Inside job? Not all families are buying official report on SEAL Team 6 crash

Special from Background-Brief

By Rowan Scarborough, The Washington Times

Questions haunt the families of Extortion 17, the 2011 helicopter mission in Afghanistan that suffered the most U.S. military deaths in a single day in the war on terrorism.

A Chinook helicopter in Helmand province, Afghanistan.  /Anja Niedringhaus/AP
A Chinook helicopter in Helmand province, Afghanistan. /Anja Niedringhaus/AP

Every day, Charlie Strange, the father of one of the 30 Americans who died Aug. 6, 2011, in the flash of a rocket-propelled grenade, asks himself whether his son, Michael, was set up by someone inside the Afghan government wanting revenge on Osama bin Laden’s killers — SEAL Team 6.

[See also: What happened to SEAL Team Six? The most serious scandal of all, May 30, 2013]

“Somebody was leaking to the Taliban,” said Mr. Strange, whose son intercepted communications as a Navy cryptologist. “They knew. Somebody tipped them off. …

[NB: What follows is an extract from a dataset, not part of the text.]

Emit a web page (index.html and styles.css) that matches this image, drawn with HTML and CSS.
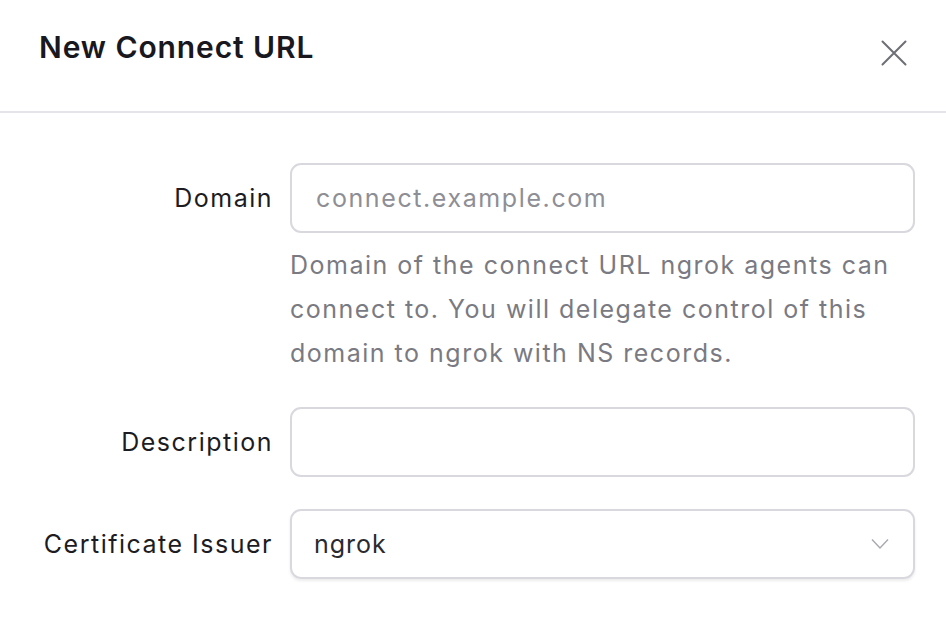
FILE: index.html
```html
<!DOCTYPE html>
<html>
<head>
<meta charset="utf-8">
<link rel="stylesheet" href="styles.css">
</head>
<body>
<div class="modal">
  <header class="modal-header">
    <h1 class="title">New Connect URL</h1>
    <button class="close" aria-label="Close">
      <svg width="28" height="28" viewBox="0 0 28 28"><path d="M2.5 2.5L25.5 25.5M25.5 2.5L2.5 25.5" stroke="#6e6e76" stroke-width="2" stroke-linecap="round" fill="none"/></svg>
    </button>
  </header>
  <div class="form">
    <label class="label">Domain</label>
    <div class="field">
      <div class="input placeholder">connect.example.com</div>
      <p class="help">Domain of the connect URL ngrok agents can connect to. You will delegate control of this domain to ngrok with NS records.</p>
    </div>
    <label class="label">Description</label>
    <div class="field">
      <div class="input"></div>
    </div>
    <label class="label">Certificate Issuer</label>
    <div class="field">
      <div class="input select">
        <span>ngrok</span>
        <svg width="18" height="12" viewBox="0 0 18 12"><path d="M1 1.5L9 10L17 1.5" stroke="#a8a8b0" stroke-width="1.4" fill="none"/></svg>
      </div>
    </div>
  </div>
</div>
</body>
</html>
```
FILE: styles.css
```css
* { box-sizing: border-box; }
html, body { margin: 0; padding: 0; background: #fff; }
body { font-family: Inter, "Noto Sans", sans-serif; color: #1c1c22; }
.modal { width: 946px; height: 632px; background: #fff; }
.modal-header {
  height: 113px;
  border-bottom: 2px solid #e4e4e9;
  display: flex;
  align-items: flex-start;
  justify-content: space-between;
  padding: 27px 38px 0 39px;
}
.title { margin: 0; font-size: 30px; font-weight: 600; letter-spacing: 0.9px; color: #18181e; line-height: 40px; }
.close { border: 0; background: none; padding: 0; margin-top: 12px; width: 28px; height: 28px; cursor: pointer; }
.close svg { display: block; }
.form {
  display: grid;
  grid-template-columns: 273px 625px;
  column-gap: 17px;
  row-gap: 32px;
  padding-top: 50px;
  align-items: start;
}
.label { text-align: right; font-size: 25px; letter-spacing: 1.5px; line-height: 70px; color: #1c1c22; font-weight: 400; }
.field { display: flex; flex-direction: column; }
.input {
  height: 70px;
  border: 2px solid #d8d8de;
  border-radius: 11px;
  padding: 0 24px;
  display: flex;
  align-items: center;
  font-size: 25px;
  letter-spacing: 1.6px;
  color: #2a2a30;
}
.placeholder { color: #8e8e95; }
.select { justify-content: space-between; padding-left: 22px; padding-right: 24px; box-shadow: 0 2px 3px rgba(0,0,0,0.08); letter-spacing: 1px; }
.help { margin: 10px 0 0; font-size: 25px; letter-spacing: 1.5px; line-height: 44px; color: #7a7a82; }
```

Sith Douangdara, whose 26-year-old son, John, was a Navy expeditionary specialist who handled warrior dog Bart, said he has lots of unanswered questions. “I want to know why so many U.S. servicemen, especially SEALs, were assembled on one aircraft,” he said. “I want to know why the black box of the helicopter has not been found. I want to know many things.”